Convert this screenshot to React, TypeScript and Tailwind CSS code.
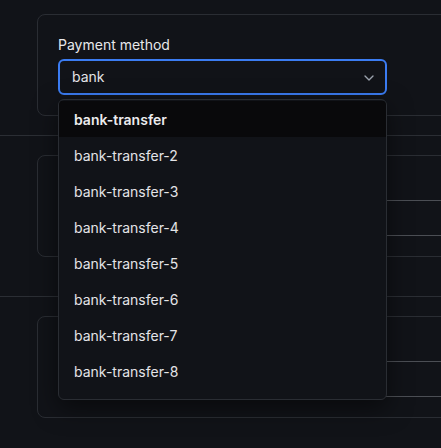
import React from "react";
import { ChevronDown } from "lucide-react";

const items = [
  "bank-transfer",
  "bank-transfer-2",
  "bank-transfer-3",
  "bank-transfer-4",
  "bank-transfer-5",
  "bank-transfer-6",
  "bank-transfer-7",
  "bank-transfer-8",
];

function Card({ children }: { children: React.ReactNode }) {
  return (
    <div className="ml-[37px] w-[620px] rounded-lg border border-[#2a2d33] p-5 flex flex-col gap-1">
      {children}
    </div>
  );
}

export default function App() {
  return (
    <div
      className="relative h-[448px] w-[441px] overflow-hidden bg-[#111318] text-[#e4e4e7] text-sm"
      style={{ fontFamily: "Inter, 'Noto Sans', sans-serif" }}
    >
      <div className="pt-[14px] flex flex-col">
        <Card>
          <label className="leading-5 h-5 text-[#e8e8ea]">Payment method</label>
          <div className="relative w-[329px]">
            <div className="flex h-9 items-center justify-between rounded-md border-2 border-[#3b7cf2] bg-[#111318] pl-[12px] pr-2">
              <span>bank</span>
              <ChevronDown size={16} className="mt-[2px] text-[#9ca3af]" strokeWidth={2} />
            </div>
          </div>
        </Card>
        <div className="mt-[19px] h-px w-full bg-[#2b2e34]" />
        <div className="mt-[19px]">
          <Card>
            <div className="h-5" />
            <div className="h-9 w-full rounded-md border border-[#4b4e54]" />
          </Card>
        </div>
        <div className="mt-[39px] h-px w-full bg-[#2b2e34]" />
        <div className="mt-[19px]">
          <Card>
            <div className="h-5" />
            <div className="h-9 w-full rounded-md border border-[#4b4e54]" />
          </Card>
        </div>
      </div>

      <div className="absolute left-[58px] top-[99px] w-[329px] rounded-md border border-[#2a2d33] bg-[#111318] pt-px pb-[10px] shadow-[0_8px_24px_rgba(0,0,0,0.5)] overflow-hidden">
        {items.map((it, i) => (
          <div
            key={it}
            className={
              i === 0
                ? "flex h-9 items-center bg-[#09090b] pl-[15px] pt-[2px] font-semibold text-[#ececee]"
                : "flex h-9 items-center pl-[15px] pt-[2px] text-[#e4e4e7]"
            }
          >
            {it}
          </div>
        ))}
      </div>
    </div>
  );
}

◆ ◆ ◆

Leave out the pictures and restate everything else word for word.

▸ **Output of the exercise**:
Convert this screenshot to React, TypeScript and Tailwind CSS code.
import React from "react";
import { ChevronDown } from "lucide-react";

const items = [
  "bank-transfer",
  "bank-transfer-2",
  "bank-transfer-3",
  "bank-transfer-4",
  "bank-transfer-5",
  "bank-transfer-6",
  "bank-transfer-7",
  "bank-transfer-8",
];

function Card({ children }: { children: React.ReactNode }) {
  return (
    <div className="ml-[37px] w-[620px] rounded-lg border border-[#2a2d33] p-5 flex flex-col gap-1">
      {children}
    </div>
  );
}

export default function App() {
  return (
    <div
      className="relative h-[448px] w-[441px] overflow-hidden bg-[#111318] text-[#e4e4e7] text-sm"
      style={{ fontFamily: "Inter, 'Noto Sans', sans-serif" }}
    >
      <div className="pt-[14px] flex flex-col">
        <Card>
          <label className="leading-5 h-5 text-[#e8e8ea]">Payment method</label>
          <div className="relative w-[329px]">
            <div className="flex h-9 items-center justify-between rounded-md border-2 border-[#3b7cf2] bg-[#111318] pl-[12px] pr-2">
              <span>bank</span>
              <ChevronDown size={16} className="mt-[2px] text-[#9ca3af]" strokeWidth={2} />
            </div>
          </div>
        </Card>
        <div className="mt-[19px] h-px w-full bg-[#2b2e34]" />
        <div className="mt-[19px]">
          <Card>
            <div className="h-5" />
            <div className="h-9 w-full rounded-md border border-[#4b4e54]" />
          </Card>
        </div>
        <div className="mt-[39px] h-px w-full bg-[#2b2e34]" />
        <div className="mt-[19px]">
          <Card>
            <div className="h-5" />
            <div className="h-9 w-full rounded-md border border-[#4b4e54]" />
          </Card>
        </div>
      </div>

      <div className="absolute left-[58px] top-[99px] w-[329px] rounded-md border border-[#2a2d33] bg-[#111318] pt-px pb-[10px] shadow-[0_8px_24px_rgba(0,0,0,0.5)] overflow-hidden">
        {items.map((it, i) => (
          <div
            key={it}
            className={
              i === 0
                ? "flex h-9 items-center bg-[#09090b] pl-[15px] pt-[2px] font-semibold text-[#ececee]"
                : "flex h-9 items-center pl-[15px] pt-[2px] text-[#e4e4e7]"
            }
          >
            {it}
          </div>
        ))}
      </div>
    </div>
  );
}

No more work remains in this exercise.